Brown, Doug. (1998) Thorstein Veblen in the Twenty-First Century. Aldershot: Edward Elgar Publishing.

Champlin, Dell. and Janet T. Knoedler. (2004) The Institutionalist Tradition in Labor Economics. Armonk, NY: M.E. Sharpe.

Dugger, William. (1989) Radical Institutionalism: Contemporary Voices. Westport, CT: Greenwood Press.

¬¬¬¬___________. (1996) Inequality: Radical Institutionalist Views on Race, Gender, Class, and Nation. Westport, CT: Greenwood Press.

¬¬¬Dugger, William, and James Peach. (2009) Economic Abundance: An Introduction. Armonk, NY: M.E. Sharpe.

Dugger, William, and William Waller. (1992) The Stratified State: Radical Institutionalist Theories of Participation and Duality. Armonk, NY: M.E. Sharpe.

Knoedler, Janet, Robert E. Prasch and Dell P. Champlin. (2007). Thorstein Veblen and the Revival of Free Market Capitalism. Aldershot: Edward Elgar Publishing.

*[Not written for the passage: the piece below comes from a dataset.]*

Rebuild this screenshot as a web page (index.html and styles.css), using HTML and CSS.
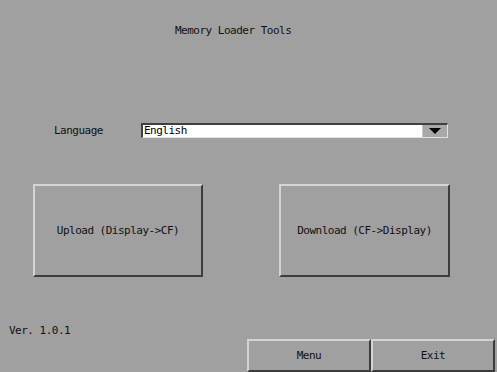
FILE: index.html
```html
<!DOCTYPE html>
<html lang="en">
<head>
    <meta charset="UTF-8">
    <meta name="viewport" content="width=device-width, initial-scale=1.0">
    <title>Memory Loader Tools</title>
    <link rel="stylesheet" href="styles.css">
</head>
<body>
    <div class="screen">
        <div class="title">Memory Loader Tools</div>

        <div class="lang-row">
            <span class="lang-label">Language</span>
            <div class="combo">
                <div class="combo-value">English</div>
                <div class="combo-btn">
                    <svg width="12" height="6" viewBox="0 0 12 6"><polygon points="0,0 12,0 6,6" fill="#000"/></svg>
                </div>
            </div>
        </div>

        <div class="actions">
            <button class="btn big upload">Upload (Display-&gt;CF)</button>
            <button class="btn big">Download (CF-&gt;Display)</button>
        </div>

        <div class="footer">
            <div class="version">Ver. 1.0.1</div>
            <div class="bar">
                <button class="btn small">Menu</button>
                <button class="btn small">Exit</button>
            </div>
        </div>
    </div>
</body>
</html>
```

FILE: styles.css
```css
body {
    margin: 0;
    padding: 0;
    background-color: #a0a0a0;
    font-family: "DejaVu Sans Mono", "Liberation Mono", monospace;
    font-size: 11px;
    letter-spacing: -0.5px;
    color: #111;
}

.screen {
    width: 497px;
    height: 372px;
    display: flex;
    flex-direction: column;
}

.title {
    margin-top: 24px;
    margin-left: 175px;
    height: 14px;
    line-height: 14px;
}

.lang-row {
    margin-top: 85px;
    height: 15px;
    display: flex;
    align-items: center;
}

.lang-label {
    width: 87px;
    padding-left: 54px;
    line-height: 15px;
}

.combo {
    width: 307px;
    height: 15px;
    box-sizing: border-box;
    display: flex;
    background: white;
    border-top: 2px solid #404040;
    border-left: 2px solid #404040;
    border-right: 1px solid #e0e0e0;
    border-bottom: 1px solid #e0e0e0;
}

.combo-value {
    flex: 1;
    line-height: 12px;
    padding-left: 1px;
    color: #000;
}

.combo-btn {
    width: 24px;
    background: #a8a8a8;
    display: flex;
    align-items: center;
    justify-content: center;
    border-left: 1px solid #c8c8c8;
}

.actions {
    margin-top: 46px;
    margin-left: 33px;
    display: flex;
    gap: 76px;
}

.btn {
    font-family: inherit;
    font-size: inherit;
    letter-spacing: inherit;
    color: #111;
    background: #a0a0a0;
    padding: 0;
    box-sizing: border-box;
    border-top: 2px solid #d4d4d4;
    border-left: 2px solid #d4d4d4;
    border-right: 2px solid #3c3c3c;
    border-bottom: 2px solid #3c3c3c;
}

.big {
    width: 171px;
    height: 93px;
}

.upload {
    width: 170px;
}

.footer {
    margin-top: auto;
}

.version {
    height: 14px;
    line-height: 14px;
    padding-left: 9px;
    margin-bottom: 1px;
    margin-top: 1px;
}

.bar {
    display: flex;
    justify-content: flex-end;
    padding-right: 2px;
}

.small {
    width: 124px;
    height: 33px;
}
```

Peterson, Janice and Doug Brown. (1994) The Economic Status of Women Under Capitalism: Institutional Economics and Feminist Theory. Aldershot: Edward Elgar Publishing.

Sturgeon James. (1981) “The History of the Association for Institutional Thought.” The Review of Institutional Thought. Volume 1, December, Pp. 40-53.

xxx. (2009) “Reflections on the 30th Anniversary of the Founding of the Association for Institutional Thought.” A paper presented at the Annual Conference of the Association for Institutional Thought at the Western Social Science Association Meetings, April 15, 2009.

__________ (2017) “Radical Institutionalism Reconsidered.” A paper presented at the Annual Conference of the Association for Institutional Thought at the Western Social Science Association Meetings. San Francisco, California, April 2017.